“Por lo cual, desechando la mentira, hablad verdad cada uno con su prójimo;
porque somos miembros los unos de los otros.”
(Efesios 4:25)
En los versículos que preceden al transcripto, el apóstol Pablo recuerda a los efesios que ellos se habían despojado “del viejo hombre” (v. 22) y que habían de vestirse “del nuevo hombre, creado según Dios en la justicia y santidad de la verdad” (v. 24).
Esta oposición entre las dos naturalezas que se encuentran en el creyente (la vieja y la nueva) no debe ser considerada solamente como una teoría. En efecto, el apóstol emplea la expresión “por lo cual” para introducir sus exhortaciones a cambiar de comportamiento, las que resultan de la presencia del nuevo hombre en nosotros.
Comprendemos muy bien que empiece hablando de la mentira y de la verdad, ya que por medio de la mentira el Diablo, el padre de mentira desde el principio, condujo a Eva a la desobediencia (Juan 8:44; Génesis 3:17). Además, el primer pecado cometido en la naciente Iglesia —relatado por la Biblia en Hechos 5— es el de haber mentido a Dios en la persona del Espíritu Santo.
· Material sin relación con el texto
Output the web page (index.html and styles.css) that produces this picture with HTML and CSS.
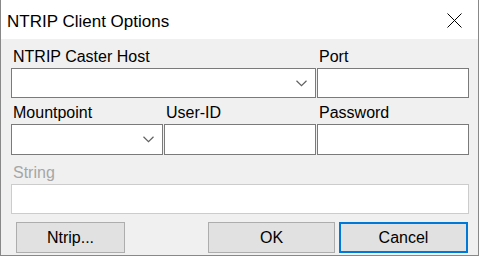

Este pecado se ha convertido en algo tan corriente en este mundo que por reflejo muchas personas buscan lo que esconden las palabras del prójimo en lugar de interpretar su sentido directo. Corremos el peligro de dejarnos ganar por tal costumbre y de olvidar el verdadero significado de la mentira a los ojos de Dios. Velemos, pues, para no reflejar este carácter del Diablo, sino, al contrario, apliquémonos a mostrar el del Señor, quien es en sí mismo la verdad. El Espíritu Santo, llamado también el Espíritu de verdad, nos reprende cuando fallamos en este aspecto y nos ayuda a poner en práctica la exhortación que encabeza estas palabras.
Esta obligación concierne primeramente a nuestras relaciones entre creyentes, tal como lo indica la expresión “somos miembros los unos de los otros”, pero se aplica también a nuestras relaciones conyugales, familiares o profesionales. En cada una de ellas es preciso que permanezcamos en la luz para que el Señor sea honrado, para que nuestro testimonio sea creíble y nuestra conciencia se sienta a gusto. Si fallamos, la Palabra traza claramente el camino a seguir: reconocer la falta, humillarse delante de Dios y pedir perdón a aquel a quien se ha mentido.